Now that you’ve seen the stepper example using the motor shield and associated library, it will be very easy to run a DC motor. Here’s what you need to do:

  1. Before doing anything else, set make sure the power supply is set to a current limit of 0.6 A so the motor shield is not exceeded.
  2. Verify the voltage needed to run the motor. Ideally, a label will tell you, or a model number may let you look it up online. Barring this, hook it up to a power supply and slowly ramp up voltage (make sure the current limit setting on the power supply is not preventing you from reaching operating state). You’ll get a sense for how hard you might drive the motor, but I would be cautious about exceeding the initial-turn voltage by a large factor. Don’t destroy the motor trying to figure out its name. If possible, monitor how much current is demanded by the motor when running at speed. If this is well under 0.6 A, then it is safe to use with the motor shield.
  3. Hook up a motor to M1, M2, M3, or M4. Polarity will determine direction of the motor spin.
  4. Make a program that has in the preamble: #include <AFMotor.h> and the declaration: AF_DCMotor mymotor(port);, where the port is 1, 2, 3, or 4 according to M1, etc.
  5. In the setup() block, set the motor speed as a fraction of the maximum (255) by something like: mymotor.setSpeed(200);. The setSpeed() bit really just sets up PWM to control the voltage level output to the motor, as a fraction of the supply voltage.
  6. To run the motor, just say mymotor.run(DIRECTION), where DIRECTION can be FORWARD, BACKWARD, or RELEASE. Of course the polarity of the hookup will also have a say in what “FORWARD” means.

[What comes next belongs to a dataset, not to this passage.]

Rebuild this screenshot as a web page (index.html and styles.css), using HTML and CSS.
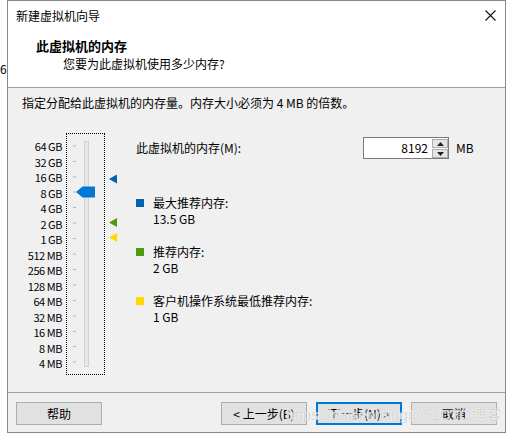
FILE: index.html
```html
<!DOCTYPE html>
<html lang="zh-CN">
<head>
<meta charset="utf-8">
<title>新建虚拟机向导</title>
<link rel="stylesheet" href="styles.css">
</head>
<body>
<div class="stray">6</div>
<div class="window">
  <div class="header">
    <div class="titlebar">
      <span class="title">新建虚拟机向导</span>
      <svg class="close" width="11" height="11" viewBox="0 0 11 11"><path d="M0.5 0.5L10.5 10.5M10.5 0.5L0.5 10.5" stroke="#111" stroke-width="1.1" fill="none"/></svg>
    </div>
    <div class="heading">此虚拟机的内存</div>
    <div class="subheading">您要为此虚拟机使用多少内存?</div>
  </div>
  <div class="body">
    <div class="intro">指定分配给此虚拟机的内存量。内存大小必须为 4 MB 的倍数。</div>
    <div class="main">
      <div class="scale">
        <span>64 GB</span><span>32 GB</span><span>16 GB</span><span>8 GB</span><span>4 GB</span>
        <span>2 GB</span><span>1 GB</span><span>512 MB</span><span>256 MB</span><span>128 MB</span>
        <span>64 MB</span><span>32 MB</span><span>16 MB</span><span>8 MB</span><span>4 MB</span>
      </div>
      <div class="slider">
        <svg width="37" height="240" viewBox="0 0 37 240">
          <g fill="#b4b4b4">
            <rect x="6" y="11.5" width="3" height="1"/>
            <rect x="6" y="27" width="3" height="1"/>
            <rect x="6" y="42.5" width="3" height="1"/>
            <rect x="6" y="57.5" width="3" height="1"/>
            <rect x="6" y="73" width="3" height="1"/>
            <rect x="6" y="88.5" width="3" height="1"/>
            <rect x="6" y="104" width="3" height="1"/>
            <rect x="6" y="119.5" width="3" height="1"/>
            <rect x="6" y="135" width="3" height="1"/>
            <rect x="6" y="150.5" width="3" height="1"/>
            <rect x="6" y="166" width="3" height="1"/>
            <rect x="6" y="181.5" width="3" height="1"/>
            <rect x="6" y="197" width="3" height="1"/>
            <rect x="6" y="212" width="3" height="1"/>
            <rect x="6" y="227.5" width="3" height="1"/>
          </g>
          <rect x="17.5" y="7.5" width="4" height="225" fill="#e7e7e7" stroke="#d2d2d2"/>
          <path d="M9 58 L15.5 52.5 L28 52.5 L28 63.5 L15.5 63.5 Z" fill="#0078d7"/>
        </svg>
      </div>
      <svg class="markers" width="16" height="242" viewBox="0 0 16 242">
        <polygon points="12,41.5 12,50.5 4,46" fill="#0063b1"/>
        <polygon points="12,85 12,94 4,89.5" fill="#4d9a0e"/>
        <polygon points="12,100 12,109 4,104.5" fill="#ffd800"/>
      </svg>
      <div class="details">
        <div class="memrow">
          <span class="memlabel">此虚拟机的内存(M):</span>
          <div class="spin">
            <span class="spinvalue">8192</span>
            <div class="spinbtns">
              <span class="spinbtn"><svg width="7" height="4" viewBox="0 0 7 4"><polygon points="0,4 7,4 3.5,0" fill="#222"/></svg></span>
              <span class="spinbtn"><svg width="7" height="4" viewBox="0 0 7 4"><polygon points="0,0 7,0 3.5,4" fill="#222"/></svg></span>
            </div>
          </div>
          <span class="unit">MB</span>
        </div>
        <div class="legend">
          <div class="item">
            <span class="swatch blue"></span>
            <div class="itemtext"><div>最大推荐内存:</div><div>13.5 GB</div></div>
          </div>
          <div class="item">
            <span class="swatch green"></span>
            <div class="itemtext"><div>推荐内存:</div><div>2 GB</div></div>
          </div>
          <div class="item">
            <span class="swatch yellow"></span>
            <div class="itemtext"><div>客户机操作系统最低推荐内存:</div><div>1 GB</div></div>
          </div>
        </div>
      </div>
    </div>
  </div>
  <div class="footer">
    <button class="btn">帮助</button>
    <div class="navbtns">
      <button class="btn">&lt; 上一步(B)</button>
      <button class="btn primary">下一步(N) &gt;</button>
      <button class="btn">取消</button>
    </div>
    <div class="watermark">https://daisenming@51CTO博客</div>
  </div>
</div>
</body>
</html>
```
FILE: styles.css
```css
html, body {
  margin: 0;
  padding: 0;
  background: #ffffff;
}
body {
  position: relative;
  width: 513px;
  height: 440px;
  overflow: hidden;
  font-family: "Noto Sans CJK SC", "Noto Sans", sans-serif;
  font-size: 12px;
  color: #000;
}
.stray {
  position: absolute;
  left: 0;
  top: 61px;
  font-size: 12px;
  line-height: 16px;
  color: #000;
}
.window {
  margin-left: 7px;
  width: 499px;
  height: 433px;
  box-sizing: border-box;
  border: 1px solid #8a8a8a;
  background: #f0f0f0;
  display: flex;
  flex-direction: column;
  position: relative;
}
.header {
  height: 86px;
  background: #ffffff;
  border-bottom: 1px solid #a0a0a0;
  box-sizing: content-box;
}
.titlebar {
  display: flex;
  align-items: center;
  justify-content: space-between;
  height: 16px;
  margin-top: 7px;
  padding: 0 9px 0 8px;
  line-height: 16px;
}
.close {
  display: block;
  margin-top: -1px;
}
.heading {
  margin-top: 14px;
  padding-left: 28px;
  font-size: 13px;
  font-weight: bold;
  line-height: 16px;
}
.subheading {
  margin-top: 2px;
  padding-left: 55px;
  line-height: 16px;
}
.body {
  height: 304px;
  box-sizing: border-box;
  padding-top: 7px;
}
.intro {
  padding-left: 14px;
  line-height: 16px;
}
.main {
  display: flex;
  align-items: flex-start;
  margin-top: 22px;
  padding-left: 10px;
}
.scale {
  width: 44px;
  height: 242px;
  box-sizing: border-box;
  padding: 6px 0 5px 0;
  display: flex;
  flex-direction: column;
  justify-content: space-between;
  align-items: flex-end;
  font-size: 11px;
  letter-spacing: -0.45px;
  line-height: 14px;
  color: #000;
}
.scale span {
  display: block;
  height: 14px;
}
.slider {
  margin-left: 4px;
  width: 39px;
  height: 242px;
  box-sizing: border-box;
  border: 1px dotted #000;
}
.slider svg {
  display: block;
}
.markers {
  display: block;
  flex: none;
}
.details {
  margin-left: 15px;
  display: flex;
  flex-direction: column;
}
.memrow {
  display: flex;
  align-items: center;
  margin-top: 4px;
  height: 22px;
}
.memlabel {
  width: 227px;
  line-height: 16px;
}
.spin {
  display: flex;
  width: 86px;
  height: 22px;
  box-sizing: border-box;
  border: 1px solid #7a7a7a;
  background: #fff;
}
.spinvalue {
  width: 68px;
  box-sizing: border-box;
  padding-right: 3px;
  text-align: right;
  line-height: 19px;
}
.spinbtns {
  display: flex;
  flex-direction: column;
  gap: 1px;
  padding: 1px 0 0 1px;
}
.spinbtn {
  width: 14px;
  height: 8px;
  border: 1px solid #adadad;
  background: #e5e5e5;
  display: flex;
  align-items: center;
  justify-content: center;
}
.spinbtn svg {
  display: block;
}
.unit {
  margin-left: 7px;
  line-height: 16px;
}
.legend {
  margin-top: 36px;
  display: flex;
  flex-direction: column;
  gap: 17px;
}
.item {
  display: flex;
  align-items: flex-start;
}
.swatch {
  width: 8px;
  height: 8px;
  margin-top: 4px;
  margin-right: 9px;
  flex: none;
}
.swatch.blue { background: #0063b1; }
.swatch.green { background: #4d9a0e; }
.swatch.yellow { background: #ffd800; }
.itemtext {
  line-height: 16px;
}
.footer {
  position: relative;
  flex: 1;
  border-top: 1px solid #a0a0a0;
  display: flex;
  align-items: flex-start;
  justify-content: space-between;
  padding: 9px 8px 0 8px;
}
.navbtns {
  display: flex;
  gap: 9px;
}
.btn {
  width: 86px;
  height: 23px;
  margin: 0;
  padding: 0;
  box-sizing: border-box;
  border: 1px solid #adadad;
  background: #e1e1e1;
  font-family: "Noto Sans CJK SC", "Noto Sans", sans-serif;
  font-size: 12px;
  line-height: 19px;
  color: #000;
  text-align: center;
}
.btn.primary {
  border: 2px solid #0078d7;
  line-height: 17px;
}
.watermark {
  position: absolute;
  left: 278px;
  top: 13px;
  font-family: "Liberation Sans", "Noto Sans CJK SC", sans-serif;
  font-size: 15px;
  line-height: 18px;
  color: rgba(170, 170, 170, 0.5);
  text-shadow: 0 0 1px #fff, 0 0 1px #fff;
  white-space: nowrap;
  pointer-events: none;
}
```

DC motors are not truly controllable in terms of speed, as this depends on the load the motor sees. But the PWM control exerted by setSpeed() at least provides variable speed capability at a given load. Note that at the lower end of the range, motors may decide to simply stall.

Actual Exercise

So what do you need to do? Pretty simple for this one. Make a program that ramps up a motor’s speed over something like five seconds, than ramps it back down again, in a repeating pattern. Try to hit the max speed and something close to a minimum speed that reliably does not stall (so give a little margin on the low end). Turn in the code that made your oscillating speed motor and have a TA/prof check the functionality of the code. Also include a block diagram.

Each group can submit a shared collection of program printouts from each exercise. Annotate as necessary to provide context. Comments in the code are highly appreciated and useful. Not overboard to have a short comment on each line providing context that is not self-evident in line (explain why, not what).

Remember: Indicate on each program which TA or prof checked off the demonstrated performance of your circuit. Take responsibility for making sure this happens. If it has not happened by the time you turn in the report, indicate as much and schedule a time to meet with a TA (or show up to office hours or nominal lab periods) to get it done soon.

Besides the joint submission, each team member should include a few paragraphs describing what role he/she played in the group effort.